Tonight in my beginning meditation class, our instructor wanted us to learn what it is like to work with boredom during meditation.
We were to attempt to not let our mind or our body take a leading role in the meditation activity; but rather to simply shush our normal mental and physical activity and simply allow ourselves to be….bored/disconnected/disinterested. To feel what is like to work with boredom; how it shows up in the body and how it shows up in mind.
It can show up in the body as….empty, light, vast, unlocatable or heavy. It may show up in the mind as sleepy, dull, dejected, on edge or complacent.
At first, my mind was like “Seriously? You do not actually WANT to do nothing! Here, let me give you some things to think about!” So random things began to pop into my mind as I attempted to wrestle with my mental chatter in order to get it to stop. (A sometimes difficult task at best…for me.) At some point, I won and my mind begrudgingly decided to be quiet. Sort of like the pouting kid in the corner that just got in trouble and is quietly trying to figure out how to get out of it.
As soon as I wrestled my mind into submission, my body was like “Hey! C’mon now, you cannot REALLY mean it, let me give you some things to feel….so you will not be bored!” So the itches, the twitches, the discomfort, the pain and even hunger….began to make itself known. One right after the other, each one of these body sensations began to show up, sometimes taking turns sharing the spotlight and sometimes trying to hog the spotlight. After much ado, I was finally able to say….look here body…I did not ask for you to start trouble, so simmer down already!
I sat perfectly still, attempting to think about and feel…nothing.
Kind of like floating in space, just being…not doing or feeling…anything.
It did not take long for my body to begin to feel very heavy and very, very….tired. It was almost as if it was saying….oh I get it! You actually WANT to do nothing! Fabulous!!…Let’s take a nap!!!!!
Wait…what? I was not tired before class! Yet suddenly, I just wanted to curl up in the middle of my little meditation pad and go to sleep! Yes…right in the middle of class….I wanted nothing more at that very moment. The urge was quite strong and I found myself attempting desperately not to nod off.
Thankfully, I was saved by the “gong” of our instructor’s meditation bowl. I regrettably opened my eyes and moved around on my meditation pillow as I prepared for a discussion about what we experienced in the last thirty minutes. I chimed in because I had never experienced that kind of sleepiness during a meditation class before. My instructor asked me if I thought it was because of the topic/focus of mediation, or if I was just super tired today. I did not have an answer. Maybe it was both?

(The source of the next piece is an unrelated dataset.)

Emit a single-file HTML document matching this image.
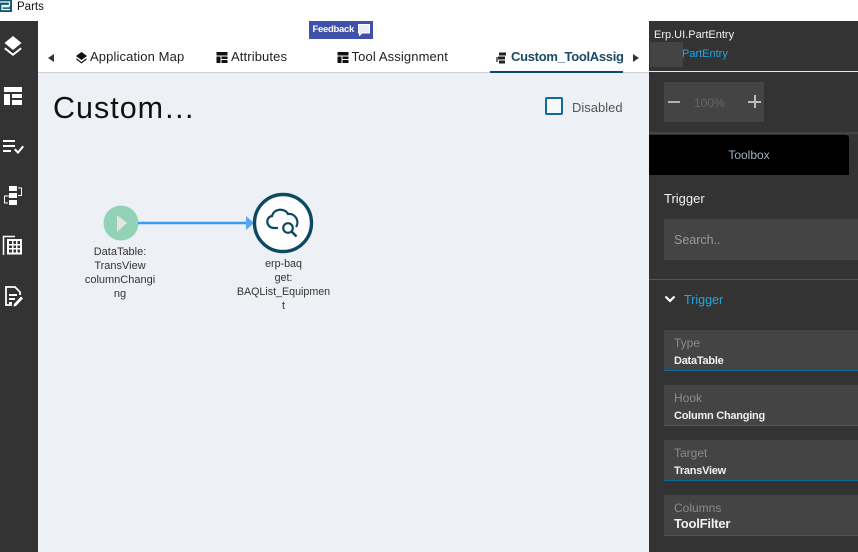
<!DOCTYPE html>
<html><head><meta charset="utf-8">
<style>
html,body{margin:0;padding:0;width:858px;height:552px;overflow:hidden;background:#fff;font-family:"Liberation Sans",sans-serif}
.a{position:absolute;white-space:nowrap}
.b{position:absolute}
.tab{font-size:13px;line-height:16px;color:#222;letter-spacing:.12px}
.fld{position:absolute;left:664px;width:194px;height:40px;background:#444;border-bottom:1px solid #0f6a9c}
.fld .l{position:absolute;left:10px;top:6px;font-size:12px;line-height:14px;color:#8c8c8c}
.fld .v{position:absolute;left:10px;top:24px;font-size:11px;line-height:14px;color:#f0f0f0;font-weight:bold;letter-spacing:-.25px}
.nl{position:absolute;font-size:10.700px;line-height:14px;color:#333;text-align:center}
</style></head><body>
<!-- title bar -->
<svg class="b" style="left:0;top:0" width="13" height="13" viewBox="0 0 13 13"><rect width="12" height="12" fill="#0f5a6e"/><path d="M0 2H9.500V5.500H2V6.800H9.500M2 6.800V9.500H10" fill="none" stroke="#fff" stroke-width="1.200"/></svg>
<div class="a" style="left:17px;top:0;font-size:11.500px;line-height:14px;color:#111">Parts</div>

<!-- sidebar -->
<div class="b" style="left:0;top:21px;width:38px;height:531px;background:#333"></div>
<svg class="b" style="left:0;top:21px" width="38" height="300" viewBox="0 0 38 300" fill="#fff">
<path d="M13 15L21.500 22L13 29L4.500 22Z"/>
<path d="M5.500 26.500L13 32.500L20.500 26.500L21.800 28L13 35L4.200 28Z"/>
<path d="M4 66H22V71H4ZM4 73H10V84H4ZM12 73H22V77H12ZM12 79H22V84H12Z"/>
<path d="M3 119H15V121H3ZM3 124H15V126H3ZM3 129H11V131H3Z"/>
<path d="M14 129L15.500 127.500L18 130L22.500 124.500L24 126L18 133Z"/>
<path d="M9 165H17V170H9ZM9 172H17V177H9ZM9 179H17V184H9Z"/>
<path d="M18 167H21.500V174.500H18M9 175H4.500V182H8" fill="none" stroke="#fff" stroke-width="1"/>
<path d="M3.500 234V215.500H15" fill="none" stroke="#fff" stroke-width="1.500"/>
<path d="M7 218H22V233.500H7Z M9 220V223H12V220Z M13.500 220V223H16V220Z M17.500 220V223H20V220Z M9 224.500V227H12V224.500Z M13.500 224.500V227H16V224.500Z M17.500 224.500V227H20V224.500Z M9 228.500V231.500H12V228.500Z M13.500 228.500V231.500H16V228.500Z M17.500 228.500V231.500H20V228.500Z" fill-rule="evenodd"/>
<path d="M12 284H6V266H15L20 271V274" fill="none" stroke="#fff" stroke-width="1.800"/>
<path d="M9 273H17V275H9ZM9 277H15V279H9ZM9 281H12V283H9Z"/>
<path d="M14 283L21 275.500L23 277.500L16 285L13.500 285.500Z"/>
</svg>

<!-- tab bar -->
<div class="b" style="left:38px;top:72px;width:611px;height:1px;background:#cfd2d6"></div>
<div class="b" style="left:38px;top:73px;width:611px;height:479px;background:#edf0f4"></div>
<div class="b" style="left:48px;top:54px;width:0;height:0;border:4px solid transparent;border-right:6px solid #333;border-left:0"></div>
<div class="b" style="left:633px;top:54px;width:0;height:0;border:4px solid transparent;border-left:6px solid #333;border-right:0"></div>

<svg class="b" style="left:75px;top:51px" width="13" height="13" viewBox="0 0 13 13" fill="#111"><path d="M6.500 1L12 5L6.500 9L1 5Z"/><path d="M2 7.500L6.500 11L11 7.500L12 8.300L6.500 12.500L1 8.300Z"/></svg>
<div class="a tab" style="left:90px;top:49px">Application Map</div>
<svg class="b" style="left:216px;top:52px" width="13" height="12" viewBox="0 0 12 12" fill="#111"><path d="M0 0H11V3.500H0ZM0 4.500H4V11H0ZM5 4.500H11V7H5ZM5 8H11V11H5Z"/></svg>
<div class="a tab" style="left:231px;top:49px">Attributes</div>
<svg class="b" style="left:337px;top:52px" width="13" height="12" viewBox="0 0 12 12" fill="#111"><path d="M0 0H11V3.500H0ZM0 4.500H4V11H0ZM5 4.500H11V7H5ZM5 8H11V11H5Z"/></svg>
<div class="a tab" style="left:351.500px;top:49px">Tool Assignment</div>
<svg class="b" style="left:496px;top:51px" width="12" height="14" viewBox="0 0 12 14" fill="#222"><path d="M3 1.500H10V4.500H3ZM2 5.500H9V8.500H2ZM3 9.500H9V12.500H3Z"/><path d="M0 6H2V11H0Z" fill="#777"/></svg>
<div class="a" style="left:511px;top:49px;width:112px;overflow:hidden;font-size:13px;line-height:16px;font-weight:bold;color:#1d4a66;letter-spacing:-.3px">Custom_ToolAssignment</div>
<div class="b" style="left:490px;top:71px;width:133px;height:1.500px;background:#0f4a66"></div>

<!-- feedback -->
<div class="b" style="left:309px;top:21px;width:64px;height:18px;background:#3f51a8"></div>
<div class="a" style="left:312.500px;top:24px;font-size:9.500px;line-height:12px;color:#fff;font-weight:bold;letter-spacing:-.3px">Feedback</div>
<svg class="b" style="left:358px;top:24px" width="12" height="12" viewBox="0 0 12 12"><path d="M0.500 0.500H11.500V9H4L1.500 11.500V9H0.500Z" fill="#e8ecf8" stroke="#fff" stroke-width="1"/></svg>

<!-- title -->
<div class="a" style="left:53px;top:90px;font-size:30.500px;line-height:36px;color:#111;letter-spacing:1px">Custom<span style="margin-left:1px;letter-spacing:1.500px">...</span></div>
<div class="b" style="left:545px;top:97px;width:14px;height:14px;border:2px solid #0f6a9c;border-radius:2px;background:#f6f8fa"></div>
<div class="a" style="left:572px;top:100px;font-size:13px;line-height:16px;color:#555">Disabled</div>

<!-- flow -->
<svg class="b" style="left:90px;top:185px" width="240" height="80" viewBox="0 0 240 80">
<circle cx="31" cy="38" r="17.500" fill="#92d3b7"/>
<path d="M27 30L37 38L27 47Z" fill="#e6e6d8"/>
<path d="M48 38H157" stroke="#3d9bf0" stroke-width="2.400"/>
<path d="M156 31L164 38L156 45Z" fill="#5aa8f5"/>
<circle cx="193" cy="38" r="28.500" fill="#fff" stroke="#0b4a60" stroke-width="3.400"/>
<path d="M188 43H184C176 43 175 32 182 31C184 23 195 23 198 29C205 28 210 36 206 42" fill="none" stroke="#0b4a60" stroke-width="2.200"/>
<circle cx="198" cy="43" r="4.800" fill="none" stroke="#0b4a60" stroke-width="2.200"/>
<path d="M201.500 46.500L206.500 51.500" stroke="#0b4a60" stroke-width="2.600"/>
</svg>
<div class="nl" style="left:70px;top:245px;width:100px;font-size:11px">DataTable:<br>TransView<br>columnChangi<br>ng</div>
<div class="nl" style="left:233.500px;top:256.500px;width:100px">erp-baq<br>get:<br>BAQList_Equipmen<br>t</div>

<!-- right panel -->
<div class="b" style="left:649px;top:21px;width:209px;height:531px;background:#333"></div>
<div class="a" style="left:654px;top:28px;font-size:11px;line-height:14px;color:#f2f2f2">Erp.UI.PartEntry</div>
<div class="b" style="left:650px;top:42px;width:33px;height:25px;background:#444"></div>
<div class="a" style="left:682px;top:47px;width:60px;font-size:11px;line-height:14px;color:#1fa8e0">PartEntry</div>
<div class="b" style="left:649px;top:71px;width:209px;height:1px;background:#e8e8e8"></div>
<div class="b" style="left:664px;top:82px;width:100px;height:40px;background:#444"></div>
<div class="b" style="left:668px;top:101px;width:12px;height:2px;background:#b0b0b0"></div>
<div class="b" style="left:748px;top:101px;width:13px;height:2px;background:#bbb"></div>
<div class="b" style="left:753.500px;top:95px;width:2px;height:13px;background:#bbb"></div>
<div class="a" style="left:694px;top:96px;font-size:12px;line-height:14px;color:#666">100%</div>
<div class="b" style="left:649px;top:132px;width:209px;height:2px;background:#444"></div>
<div class="b" style="left:649px;top:135px;width:200px;height:40px;background:#000;border-radius:0 3px 0 0"></div>
<div class="a" style="left:649px;top:148px;width:200px;text-align:center;font-size:12px;line-height:15px;color:#9db2c4">Toolbox</div>

<div class="a" style="left:664px;top:191px;font-size:13px;line-height:16px;color:#f2f2f2">Trigger</div>
<div class="b" style="left:664px;top:219px;width:194px;height:40px;background:#444;border-bottom:1px solid #0f5a80"></div>
<div class="a" style="left:674px;top:233px;font-size:12.500px;line-height:15px;color:#999">Search..</div>
<div class="b" style="left:649px;top:279px;width:209px;height:1px;background:#555"></div>
<svg class="b" style="left:664px;top:295px" width="12" height="9" viewBox="0 0 12 9"><path d="M1.500 1.500L6 6L10.500 1.500" fill="none" stroke="#fff" stroke-width="2.200"/></svg>
<div class="a" style="left:684px;top:292px;font-size:12.500px;line-height:16px;color:#1fa8e0">Trigger</div>

<div class="fld" style="top:330px"><div class="l">Type</div><div class="v">DataTable</div></div>
<div class="fld" style="top:385px"><div class="l">Hook</div><div class="v">Column Changing</div></div>
<div class="fld" style="top:440px"><div class="l">Target</div><div class="v">TransView</div></div>
<div class="fld" style="top:495px"><div class="l">Columns</div><div class="v" style="font-size:13px;top:22px;letter-spacing:-.2px">ToolFilter</div></div>
</body></html>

As I was driving home, I noticed I was once again wide awake. Then, I had an interesting revelation. Whenever I usually insist that my mind, body, and emotions just….shut up….is when I am trying to sleep and they are not allowing me to do so.
Lightbulb moment! I just learned not only how my body and mind handle boredom…or what sort of things present themselves when I am bored….I also learned something else very important.
The only time I ask my mind and my body to take a time out at the same time is when I want to go to sleep!
The rest of the time, I go with the flow and allow one or both of them, to behave however they desire. I even allow them to totally hijack my day and sometimes my week! If it is not my mind/emotions running “amuck” with me, it is my pain/discomfort in my body, that is doing it. Sometimes….those very unfortunate times…when the both gang up on me…it simply is not a whole lot of fun. I used to think I could not control any of it, that I was just along for the ride!
New goal: make time to allow both my body and mind to rest, without the desired result being sleepiness.
PS: You may be wondering why you would want to study boredom/disinterest/disconnect as part of meditation. It is good to know how your body behaves during these situations and what to do to get it to focus anyway, on whatever task is at hand. Such as when you get bored or tired at work, but you still have to meet deadlines. Or you are not particularly interested in a subject at school, but you still need to learn the material. You may feel you do not have control over your mind wandering or your body intensifying feelings for you during these moments, but it is possible!
It is a skill we do not often practice, that could prove very useful.
Lack of interest makes us believe the solution lies in encountering something more engaging. In truth, releasing the energy of boredom is the solution.